Î'm having this exact same issue, after some training iterations actions taken are only the bounds of the continuous action space ( i.e 1 or 0 ) and in some later time I get the same error posted here, an array of Nans. It seems odd given that I also use the same hyperparameters in rllib

zzhou292 commented 7 months ago

I am running into the same issue, nan gets propagated to the action and training stopped

elliottower commented 7 months ago

Our RLlib pistonball tutorial is fairly old and in need of an update, I don’t have the time or expertise but if anyone here is able to get it working definitely post the solution here.

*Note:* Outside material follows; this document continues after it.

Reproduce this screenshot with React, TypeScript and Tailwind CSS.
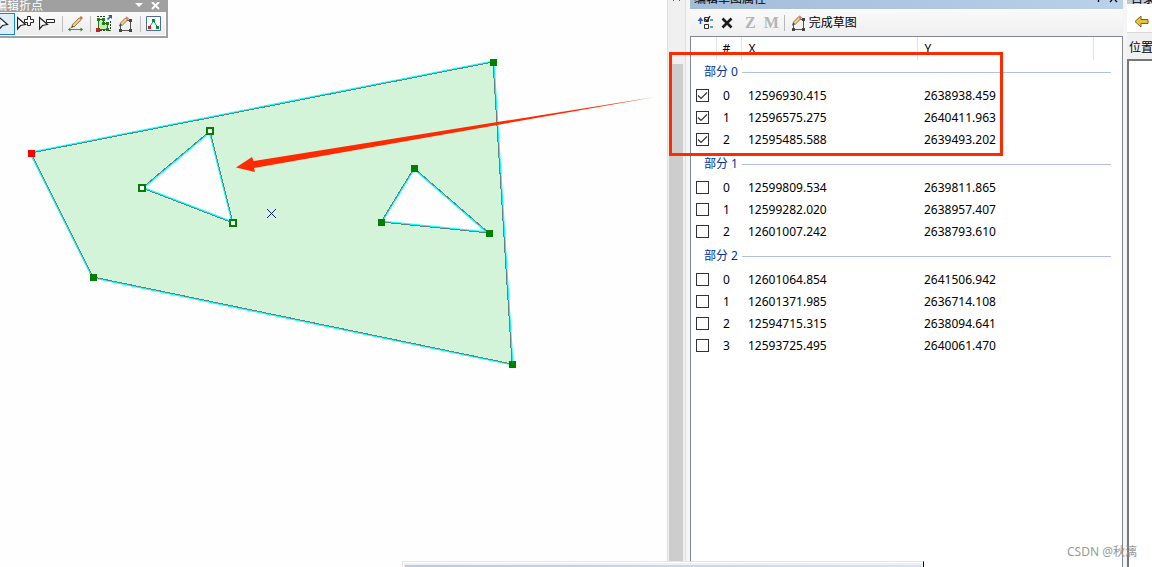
import { useState } from 'react';
import type { ReactNode } from 'react';

type Vertex = {
  id: number;
  x: string;
  y: string;
  checked?: boolean;
};

type Part = {
  name: string;
  vertices: Vertex[];
};

const PARTS: Part[] = [
  {
    name: '部分 0',
    vertices: [
      { id: 0, x: '12596930.415', y: '2638938.459', checked: true },
      { id: 1, x: '12596575.275', y: '2640411.963', checked: true },
      { id: 2, x: '12595485.588', y: '2639493.202', checked: true },
    ],
  },
  {
    name: '部分 1',
    vertices: [
      { id: 0, x: '12599809.534', y: '2639811.865' },
      { id: 1, x: '12599282.020', y: '2638957.407' },
      { id: 2, x: '12601007.242', y: '2638793.610' },
    ],
  },
  {
    name: '部分 2',
    vertices: [
      { id: 0, x: '12601064.854', y: '2641506.942' },
      { id: 1, x: '12601371.985', y: '2636714.108' },
      { id: 2, x: '12594715.315', y: '2638094.641' },
      { id: 3, x: '12593725.495', y: '2640061.470' },
    ],
  },
];

// outer ring followed by the two holes
const POLYGON =
  'M31 153 L493 62 L512 364 L93 277 Z M210 131 L233 223 L142 188 Z M414 168 L489 233 L381 222 Z';

const SOLID_NODES = [
  [493, 62],
  [512, 364],
  [93, 277],
  [414, 168],
  [381, 222],
  [489, 233],
];

const OPEN_NODES = [
  [210, 131],
  [142, 188],
  [233, 223],
];

const CURSOR = 'M1.5 1.5 V13 L4.5 9.5 L9.5 8.5 Z';

function FinishSketchIcon() {
  return (
    <svg width="16" height="16" viewBox="0 0 16 16" className="shrink-0">
      <path d="M2.5 14 V8 M2.5 14.5 H12.5 V4.5 H9" fill="none" stroke="#555" />
      <path d="M1 13h3v3H1z M11 13h3v3h-3z M11 3h3v3h-3z" fill="#444" />
      <path d="M3 8.5 L8.5 3" stroke="#8a6a30" strokeWidth="3.6" />
      <path d="M3.4 8.1 L8.5 3" stroke="#f5cf86" strokeWidth="2.2" />
      <path d="M8.3 3.2 L10 1.5" stroke="#d98076" strokeWidth="3.4" />
      <path d="M1 10.5 L2 7.5 L4 9.5 Z" fill="#444" />
    </svg>
  );
}

function ToolButton({ label, active, children }: { label: string; active?: boolean; children: ReactNode }) {
  return (
    <button
      title={label}
      aria-label={label}
      className={`flex h-[22px] w-[22px] shrink-0 items-center justify-center border ${
        active ? 'border-[#1883d7] bg-[#e0eefa]' : 'border-transparent hover:bg-[#e0eefa]'
      }`}
    >
      {children}
    </button>
  );
}

function Divider() {
  return <span className="mr-[2px] ml-[3px] h-4 w-px shrink-0 bg-[#c0c0c0]" />;
}

function VertexToolbar() {
  return (
    <div className="absolute top-0 -left-2 w-[176px] border-r-2 border-b-2 border-[#a0a0a0] bg-[#f4f4f4]">
      <div className="flex h-3 items-center bg-[#a0a0a0] pl-[3px] text-xs leading-3 text-white">
        <span className="flex-1">编辑折点</span>
        <button aria-label="选项" className="mr-2">
          <svg width="8" height="8" viewBox="0 0 8 8">
            <path d="M0 1 H8 L4 5 Z" fill="#fff" />
          </svg>
        </button>
        <button aria-label="关闭" className="mr-[6px]">
          <svg width="9" height="8" viewBox="0 0 9 8">
            <path d="M1 0 L8 7 M8 0 L1 7" stroke="#fff" strokeWidth="2" />
          </svg>
        </button>
      </div>
      <div className="flex h-6 items-center border-r border-b border-white bg-linear-to-b from-[#fafafa] to-[#ececec] pl-px">
        <ToolButton label="选择折点" active>
          <svg width="14" height="16" viewBox="-1 0 14 16">
            <path d={CURSOR} fill="#fff" stroke="#222" strokeWidth="1.2" />
          </svg>
        </ToolButton>
        <ToolButton label="添加折点">
          <svg width="18" height="16" viewBox="1 0 18 16" className="shrink-0">
            <path d={CURSOR} fill="#fff" stroke="#222" strokeWidth="1.2" />
            <path d="M11.5 0.5h3v3h3v3h-3v3h-3v-3h-3v-3h3z" fill="#fff" stroke="#222" />
          </svg>
        </ToolButton>
        <ToolButton label="删除折点">
          <svg width="18" height="16" viewBox="1 0 18 16" className="shrink-0">
            <path d={CURSOR} fill="#fff" stroke="#222" strokeWidth="1.2" />
            <path d="M8.5 3.5h8v3h-8z" fill="#fff" stroke="#222" />
          </svg>
        </ToolButton>
        <Divider />
        <ToolButton label="修改草图">
          <svg width="16" height="16" viewBox="0 0 16 16" className="shrink-0">
            <path d="M1 13.5 H14" stroke="#3f9a3f" />
            <path d="M0 13.5l2.5-2v4z M15 13.5l-2.5-2v4z" fill="#2e7d2e" />
            <path d="M5 10 L12 3" stroke="#8a6a30" strokeWidth="3.2" />
            <path d="M5.2 9.8 L12 3" stroke="#f5cf86" strokeWidth="2" />
            <path d="M12 3 L14 1" stroke="#c9736a" strokeWidth="3" />
            <path d="M3 12 L4 9 L6 11 Z" fill="#444" />
          </svg>
        </ToolButton>
        <Divider />
        <ToolButton label="按几何选择">
          <svg width="18" height="17" viewBox="0 0 18 17" className="shrink-0">
            <path d="M2 1.5 H11 M15.5 6 V15.5 H5" fill="none" stroke="#333" strokeDasharray="2 1" />
            <path d="M3.5 4.5 H8.5 V8.5 H12.5 V14.5 H3.5 Z" fill="#c5ecab" stroke="#1f7a1f" />
            <path d="M2 3h3v3H2z M7 3h3v3H7z M7 7h3v3H7z M11 7h3v3h-3z M11 13h3v3h-3z" fill="#1f7a1f" />
            <path d="M1 13h4v4H1z" fill="#c8201e" />
            <path d="M12.5 4.5 L16 1" stroke="#1b5fa8" strokeWidth="1.6" />
            <path d="M13 0h4v4z" fill="#1b5fa8" />
          </svg>
        </ToolButton>
        <ToolButton label="完成草图">
          <FinishSketchIcon />
        </ToolButton>
        <Divider />
        <ToolButton label="草图属性">
          <svg width="16" height="16" viewBox="0 0 16 16" className="shrink-0">
            <path d="M0.5 0.5h14v14H0.5z" fill="#fff" stroke="#4a6e96" />
            <path d="M3.5 11 L7.5 5 L11.5 11" fill="none" stroke="#1a9a4a" />
            <path d="M6 3h3v3H6z M10 10h3v3h-3z" fill="#0a8a3a" />
            <path d="M2 10h3v3H2z" fill="#d02020" />
          </svg>
        </ToolButton>
      </div>
    </div>
  );
}

function MapCanvas() {
  return (
    <svg width="667" height="560" viewBox="0 0 667 560" className="block" role="img" aria-label="草图">
      {/* the fill hides the inner half of the cyan stroke */}
      <path d={POLYGON} fill="none" stroke="#00ffff" strokeWidth="3" />
      <path d={POLYGON} fill="#d3f4d8" fillRule="evenodd" />
      <path d={POLYGON} fill="none" stroke="#5a8486" shapeRendering="crispEdges" />
      <path d="M267 209 L276 218 M276 209 L267 218" stroke="#1c1c9c" />
      <path d="M236 167.5 L252 157 L253.5 161 L655 97 L254 168 L255 172 Z" fill="#ff2a00" />
      {SOLID_NODES.map(([x, y]) => (
        <rect key={`${x}-${y}`} x={x - 3} y={y - 3} width="7" height="7" fill="#008000" />
      ))}
      {OPEN_NODES.map(([x, y]) => (
        <rect key={`${x}-${y}`} x={x - 3} y={y - 3} width="6" height="6" fill="#fff" stroke="#008000" strokeWidth="2" />
      ))}
      <rect x="28" y="150" width="7" height="7" fill="#f00" />
    </svg>
  );
}

function VertexCheckbox({ label, defaultChecked }: { label: string; defaultChecked: boolean }) {
  const [checked, setChecked] = useState(defaultChecked);

  return (
    <span className="relative ml-[5px] block h-[13px] w-[13px]">
      <input
        type="checkbox"
        aria-label={label}
        checked={checked}
        onChange={() => setChecked(!checked)}
        className="block h-[13px] w-[13px] appearance-none border border-[#333] bg-white"
      />
      {checked && (
        <svg width="13" height="13" viewBox="0 0 13 13" className="pointer-events-none absolute inset-0">
          <path d="M2 6.5 L5 9.5 L11 3.5" fill="none" stroke="#333" strokeWidth="1.2" />
        </svg>
      )}
    </span>
  );
}

function VertexTable() {
  return (
    <table className="w-full table-fixed border-collapse text-left">
      <colgroup>
        <col className="w-[25px]" />
        <col className="w-[25px]" />
        <col className="w-[176px]" />
        <col className="w-[176px]" />
        <col />
      </colgroup>
      <thead>
        <tr className="h-[23px]">
          <th aria-label="选择" className="border-r border-[#e5e5e5] p-0" />
          <th className="border-r border-[#e5e5e5] p-0 pl-[6px] font-normal">#</th>
          <th className="border-r border-[#e5e5e5] p-0 pl-[7px] font-normal">X</th>
          <th className="border-r border-[#e5e5e5] p-0 pl-[7px] font-normal">Y</th>
          <th aria-label="其他" className="p-0" />
        </tr>
      </thead>
      {PARTS.map((part, index) => (
        <tbody key={part.name}>
          <tr className={index === 0 ? 'h-6' : 'h-[26px]'}>
            <th colSpan={5} scope="rowgroup" className="p-0 align-bottom font-normal">
              <div className="flex h-6 items-center gap-1 pr-[11px] pl-[13px] text-[#003399]">
                {part.name}
                <span className="h-px flex-1 bg-[#b0c0e2]" />
              </div>
            </th>
          </tr>
          {part.vertices.map((vertex) => (
            <tr key={vertex.id} className="h-[22px]">
              <td className="p-0">
                <VertexCheckbox label={`${part.name} - ${vertex.id}`} defaultChecked={!!vertex.checked} />
              </td>
              <td className="p-0 pt-[2px] pl-[7px]">{vertex.id}</td>
              <td className="p-0 pt-[2px] pl-[7px]">{vertex.x}</td>
              <td className="p-0 pt-[2px] pl-[7px]">{vertex.y}</td>
              <td className="p-0" />
            </tr>
          ))}
        </tbody>
      ))}
    </table>
  );
}

function SketchPanel() {
  return (
    <section className="relative flex w-[433px] shrink-0 flex-col">
      <header className="flex h-[9px] shrink-0 items-start bg-linear-to-r from-[#a3bcd9] to-[#b9d1ea] pl-1 leading-3">
        <h2 className="-mt-[7px] flex-1">编辑草图属性</h2>
        <svg width="24" height="3" viewBox="0 0 24 3" className="mr-1">
          <path d="M3.5 0 V2 M15 2 L17 0 M22 2 L20 0" stroke="#111" strokeWidth="1.4" />
        </svg>
      </header>
      <div className="flex h-[27px] shrink-0 items-center bg-linear-to-b from-[#fafafa] to-[#efefef] pl-[7px]">
        <button aria-label="选择选项" className="mr-2">
          <svg width="16" height="16" viewBox="0 0 16 16" className="block">
            <path d="M3.5 9 V4" stroke="#2f62b0" strokeWidth="1.6" />
            <path d="M0.5 6 L3.5 2 L6.5 6 Z" fill="#2f62b0" />
            <path d="M7.5 2.5h4v4h-4z M7.5 9.5h4v4h-4z" fill="#fff" stroke="#333" />
            <path d="M8 4 L10 6 L13 1" fill="none" stroke="#222" strokeWidth="1.4" />
            <path d="M13 5 H16 M13 12 H16" stroke="#2f7fd0" strokeWidth="1.4" />
          </svg>
        </button>
        <button aria-label="删除" className="mr-3">
          <svg width="12" height="12" viewBox="0 0 12 12" className="block">
            <path d="M1.5 1.5 L10.5 10.5 M10.5 1.5 L1.5 10.5" stroke="#1c1c1c" strokeWidth="2.6" />
          </svg>
        </button>
        <button disabled className="mr-2 font-['Liberation_Serif',serif] text-base leading-5 font-bold text-[#b4b4b4]">
          Z
        </button>
        <button disabled className="font-['Liberation_Serif',serif] text-base leading-5 font-bold text-[#b4b4b4]">
          M
        </button>
        <span className="mr-[6px] ml-[5px] h-4 w-px bg-[#b8b8b8]" />
        <button className="flex items-center gap-[2px]">
          <FinishSketchIcon />
          完成草图
        </button>
      </div>
      <div className="min-h-0 flex-1 border border-b-0 border-[#828790] bg-white">
        <VertexTable />
      </div>
      {/* highlight around the checked vertices */}
      <div className="pointer-events-none absolute top-[52px] -left-[21px] h-[104px] w-[334px] border-3 border-[#ff2a00]" />
    </section>
  );
}

function CatalogPanel() {
  return (
    <section className="ml-1 flex w-[25px] shrink-0 flex-col overflow-hidden whitespace-nowrap">
      <header className="h-1 shrink-0 bg-[#b9cbe0] pl-1 leading-3">
        <h2 className="-mt-[7px] block">目录</h2>
      </header>
      <div className="flex h-[29px] shrink-0 items-center border-b border-[#d8d8d8] bg-white pt-[6px] pl-[7px]">
        <button aria-label="后退">
          <svg width="15" height="13" viewBox="0 0 15 13" className="block">
            <path d="M1 6.5 L7 1 V4.5 H14 V8.5 H7 V12 Z" fill="#e6c435" stroke="#7a6414" />
          </svg>
        </button>
      </div>
      <div className="flex h-[26px] shrink-0 items-center bg-[#f0f0f0] pt-1 pl-[2px]">位置</div>
      <div className="flex-1 border-t-2 border-l-2 border-[#777] bg-white" />
    </section>
  );
}

export default function App() {
  return (
    <div className="relative flex h-screen overflow-hidden bg-[#f5f5f5] font-['Noto_Sans','Noto_Sans_CJK_SC',sans-serif] text-xs leading-4 text-black">
      <main className="relative min-w-0 flex-1 overflow-hidden bg-[#fefefe]">
        <MapCanvas />
        <VertexToolbar />
      </main>
      <div className="mr-1 flex w-[19px] shrink-0 flex-col border-x border-[#e0e0e0] bg-[#f0f0f0] px-px">
        <svg width="16" height="3" viewBox="0 0 16 3" className="mb-[61px]">
          <path d="M4 1 L5 0 M10 0 L11 1" stroke="#555" />
        </svg>
        <div className="mr-px flex-1 bg-[#cdcdcd]" />
      </div>
      <SketchPanel />
      <CatalogPanel />

      {/* top edge of the window docked below */}
      <div className="absolute right-[228px] bottom-0 h-[6px] w-[522px] border-t border-r-1 border-l border-t-[#e6e6e6] border-r-black border-l-[#e6e6e6] bg-white pt-px pr-px pl-px">
        <div className="h-1 border-t-2 border-l border-[#f0f0f0] bg-linear-to-r from-[#b9cadb] to-[#d6e4f1]" />
      </div>
      <p className="absolute right-[15px] bottom-[7px] text-[#999]">CSDN @秋漓</p>
    </div>
  );
}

I would recommend using RLlibs official tutorials. I have a list of official tutorials using pettingzoo here: https://pettingzoo.farama.org/main/tutorials/rllib/#examples-using-pettingzoo

ElenaZamaraeva commented 3 months ago

Hey, I'm going to close this due to inactivity, please let us know if you need anything else from us

Î'm having this exact same issue, after some training iterations actions taken are only the bounds of the continuous action space ( i.e 1 or 0 ) and in some later time I get the same error posted here, an array of Nans. It seems odd given that I also use the same hyperparameters in rllib

Hi acmoral, have you managed to solve the problem? I have exactly the same problem with continuous action space as you're.